I understand these are premium wines, but if I’m going to spend the money listed in this article, I’m going to get a bottle of Borolo, or Chablis, and have something that teaches me about a region I’m not so familiar with. Niagara wine is becoming financially inaccessible to people, so why are we all that surprised the sales aren’t where they used to be?
We don’t have surplus of domestic grapes. Rather, we have a surplus in the availability/sales of imported bottled and imported bulk for blended wine. Initially a temporary measure in reaction to the Free Trade agreement of the late ‘80s, the allowance of imports was meant to be a back-fill measure as we converted from a labrusca-hybrid industry to a vinifera (premium) industry. Now nearly 40 years later imports have been allowed to soar and become the mainstay, comprising a lion’s share 90-95% of sales vs. domestic sales which rarely if ever reach over 10%. The domestic industry, instead of being supported for growth and success, has essentially been relegated to back-fill for the imports. We have long reached premium quality status with our 100% Ontario wines but the illusion is that we don’t make enough to form the foundation of a burgeoning domestic industry. Obviously if we have what is perceived as a “surplus” then there is more than enough supply. The tap on the faucet of imports needs to be turned down sufficiently to give more room for the growth and sustainability of our domestic industry.
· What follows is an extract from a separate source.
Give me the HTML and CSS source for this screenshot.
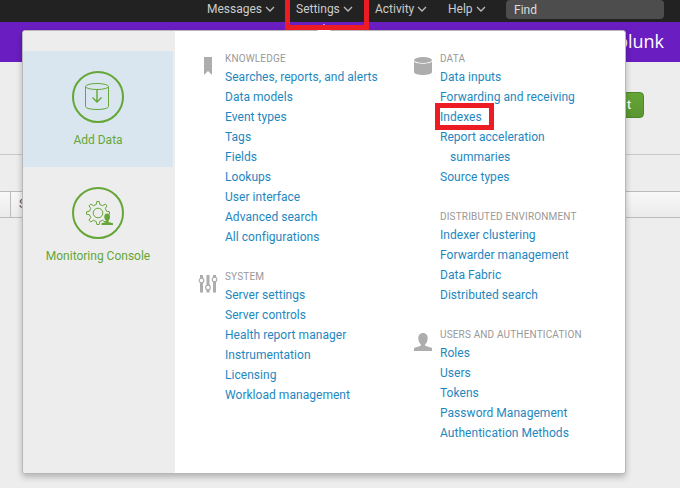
FILE: index.html
```html
<!DOCTYPE html>
<html lang="en">
<head>
<meta charset="utf-8">
<title>Settings</title>
<link rel="stylesheet" href="styles.css">
</head>
<body>
<nav class="topbar">
  <a class="nav-item messages">Messages<svg class="chevron" viewBox="0 0 10 6"><path d="M1 1l4 4 4-4"/></svg></a>
  <a class="nav-item settings">Settings<svg class="chevron" viewBox="0 0 10 6"><path d="M1 1l4 4 4-4"/></svg></a>
  <a class="nav-item activity">Activity<svg class="chevron" viewBox="0 0 10 6"><path d="M1 1l4 4 4-4"/></svg></a>
  <a class="nav-item help">Help<svg class="chevron" viewBox="0 0 10 6"><path d="M1 1l4 4 4-4"/></svg></a>
  <div class="find">Find</div>
</nav>
<header class="appbar">plunk</header>
<section class="toolbar"><button class="action">t</button></section>
<div class="table-head"><span class="cell-first"></span><span class="cell">S</span></div>

<div class="menu">
  <aside class="side">
    <a class="tile active">
      <svg class="tile-icon" viewBox="0 0 52 52"><circle class="ring" cx="26" cy="26" r="25"/><g class="thin"><ellipse cx="25" cy="15.5" rx="11.5" ry="3"/><path d="M13.5 15.500v20c0 4 23 4 23 0v-20"/></g><path class="mid" d="M25 18.500v12M20.500 26.500l4.500 4.500 4.500-4.500"/></svg>
      <span>Add Data</span>
    </a>
    <a class="tile">
      <svg class="tile-icon" viewBox="0 0 52 52"><circle class="ring" cx="26" cy="26" r="25"/><g class="thin"><path d="M24.200 17.500l.6-3h2.400l.6 3 2.800 1.200 2.600-1.700 1.800 1.800-1.700 2.600 1.200 2.800 3 .6v2.400l-3 .6-1.200 2.800 1.700 2.600-1.800 1.800-2.600-1.700-2.800 1.200-.6 3h-2.400l-.6-3-2.800-1.200-2.600 1.700-1.800-1.800 1.700-2.600-1.200-2.800-3-.6v-2.400l3-.6 1.200-2.800-1.700-2.600 1.800-1.800 2.600 1.700z"/><circle cx="26" cy="26" r="4.800"/></g><path class="person" d="M32.300 29.500c0-4 5.700-4 5.700 0 0 2-.6 3.500-1.500 4.300v1.200l4.500 1.200V38H29.500v-1.800l4.500-1.200v-1.200c-1-.8-1.700-2.300-1.700-4.300z"/></svg>
      <span>Monitoring Console</span>
    </a>
  </aside>
  <div class="column">
    <section class="group">
      <svg class="group-icon" viewBox="0 0 20 20"><path d="M6 1h8v18l-4-4-4 4z"/></svg>
      <div class="links">
        <h2>KNOWLEDGE</h2>
        <a>Searches, reports, and alerts</a><a>Data models</a><a>Event types</a><a>Tags</a><a>Fields</a><a>Lookups</a><a>User interface</a><a>Advanced search</a><a>All configurations</a>
      </div>
    </section>
    <section class="group">
      <svg class="group-icon" viewBox="0 0 20 20"><path d="M2 1h3v17.500H2zM8.500 1h3v17.500h-3zM15 1h3v17.500h-3z"/><g class="knob"><circle cx="3.500" cy="6.500" r="2.300"/><circle cx="10" cy="13.500" r="2.300"/><circle cx="16.500" cy="5.500" r="2.300"/></g></svg>
      <div class="links">
        <h2>SYSTEM</h2>
        <a>Server settings</a><a>Server controls</a><a>Health report manager</a><a>Instrumentation</a><a>Licensing</a><a>Workload management</a>
      </div>
    </section>
  </div>
  <div class="column">
    <section class="group">
      <svg class="group-icon" viewBox="0 0 20 20"><ellipse cx="10" cy="4" rx="9" ry="3"/><path d="M1 5.600c2 2.900 16 2.900 18 0V16c0 4-18 4-18 0z"/></svg>
      <div class="links">
        <h2>DATA</h2>
        <a>Data inputs</a><a>Forwarding and receiving</a><a class="marked">Indexes</a><a>Report acceleration</a><a class="wrapped">summaries</a><a>Source types</a>
      </div>
    </section>
    <section class="group">
      <span class="group-icon"></span>
      <div class="links">
        <h2>DISTRIBUTED ENVIRONMENT</h2>
        <a>Indexer clustering</a><a>Forwarder management</a><a>Data Fabric</a><a>Distributed search</a>
      </div>
    </section>
    <section class="group">
      <svg class="group-icon" viewBox="0 0 20 20"><path d="M5.300 6c0-6.600 9.400-6.600 9.400 0 0 3-1 5-2.500 6.200v1.600L19 16v3H1v-3l6.800-2.200v-1.600C6.300 11 5.300 9 5.300 6z"/></svg>
      <div class="links">
        <h2>USERS AND AUTHENTICATION</h2>
        <a>Roles</a><a>Users</a><a>Tokens</a><a>Password Management</a><a>Authentication Methods</a>
      </div>
    </section>
  </div>
</div>
</body>
</html>
```

FILE: styles.css
```css
*, *::before, *::after { box-sizing: border-box; }
body {
  margin: 0;
  height: 488px;
  overflow: hidden;
  position: relative;
  background: #ededed;
  font: 12px/20px Roboto, sans-serif;
}
.topbar {
  display: flex;
  height: 22px;
  padding-left: 207px;
  background: #222;
  color: #ccc;
}
.nav-item { position: relative; display: flex; flex: none; height: 18px; line-height: 18px; }
.messages { width: 89px; }
.settings { width: 79px; }
.activity { width: 73px; }
.help { width: 58px; }
.chevron { width: 10px; height: 6px; margin: 6px 0 0 3px; fill: none; stroke: #bbb; stroke-width: 1.3; }
.settings::after {
  content: "";
  position: absolute;
  z-index: 3;
  left: -11px;
  top: -10px;
  width: 84px;
  height: 40px;
  border: 5px solid #ed1c24;
}
.settings::before {
  content: "";
  position: absolute;
  z-index: 2;
  left: 21px;
  top: 24px;
  border: 7px solid transparent;
  border-top: 0;
  border-bottom-color: #fff;
}
.find {
  width: 158px;
  height: 19px;
  padding-left: 8px;
  border-radius: 4px;
  background: #4d4d4d;
  color: #ddd;
}
.appbar {
  height: 40px;
  padding-right: 16px;
  background: #6a1dc1;
  color: #fff;
  font: 18px/39px "Open Sans", sans-serif;
  text-align: right;
}
.toolbar {
  height: 93px;
  padding: 30px 36px 0 0;
  border-bottom: 1px solid #c9c9c9;
  text-align: right;
}
.action {
  width: 50px;
  height: 26px;
  padding: 0 12px;
  border: 1px solid #4b8a27;
  border-radius: 4px;
  background: linear-gradient(#65a637, #5b9632);
  color: #fff;
  font: 500 12px/22px Roboto, sans-serif;
  text-align: right;
}
.table-head {
  display: flex;
  height: 27px;
  margin-top: 36px;
  border: solid #bcbcbc;
  border-width: 1px 0;
  background: linear-gradient(#f8f8f8, #ebebeb);
  color: #555;
  line-height: 24px;
}
.cell-first { width: 11px; border-right: 1px solid #bcbcbc; }
.cell { padding-left: 8px; }

.menu {
  position: absolute;
  left: 22px;
  top: 30px;
  display: flex;
  width: 604px;
  height: 444px;
  border: 1px solid #b8b8b8;
  border-radius: 3px;
  background: #fff;
  box-shadow: 0 3px 6px rgba(0, 0, 0, .25);
}
.side { width: 152px; padding-top: 20px; background: #ededed; border-radius: 2px 0 0 2px; }
.tile {
  display: flex;
  flex-direction: column;
  align-items: center;
  width: 150px;
  height: 116px;
  padding-top: 20px;
  color: #65a637;
}
.active { background: #d9e6ef; }
.tile-icon { width: 52px; height: 52px; margin-bottom: 7px; fill: none; stroke: #65a637; }
.ring { stroke-width: 2; }
.thin { stroke-width: 1; }
.mid { stroke-width: 1.4; }
.person { fill: #65a637; stroke: none; }
.column { width: 215px; padding: 20px 0 0 23px; }
.group { display: flex; margin-bottom: 22px; }
.group-icon { flex: none; width: 20px; height: 20px; margin: 5px 7px 0 0; fill: #adadad; }
.knob { fill: #fff; stroke: #adadad; stroke-width: 1.2; }
.links {
  display: flex;
  flex-direction: column;
  align-items: flex-start;
  color: #1e87c0;
  letter-spacing: .04px;
  white-space: nowrap;
}
h2 { height: 16px; margin: 0; color: #999; font-size: 10px; font-weight: 400; line-height: 16px; letter-spacing: .16px; }
.wrapped { padding-left: 10px; }
.marked { position: relative; }
.marked::after {
  content: "";
  position: absolute;
  left: -5px;
  top: -4px;
  width: 59px;
  height: 27px;
  border: 5px solid #ed1c24;
}
```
And to help address Mr. Shear’s concern about affordability to local consumers, maybe the Ontario & Canadian governments should heavily subsidize our local grape/wine industry just like Italy and France do for theirs.
Like everything there are good years and down years..prep for down years.. pretty simple.
It seems to me that BC had a terrible loss of crop due to frost. It will take years to replace this production. Would it not be prudent to investigate the possibility of selling this surplus to them. They should try to get Doug Fords office involved with the premier of BC.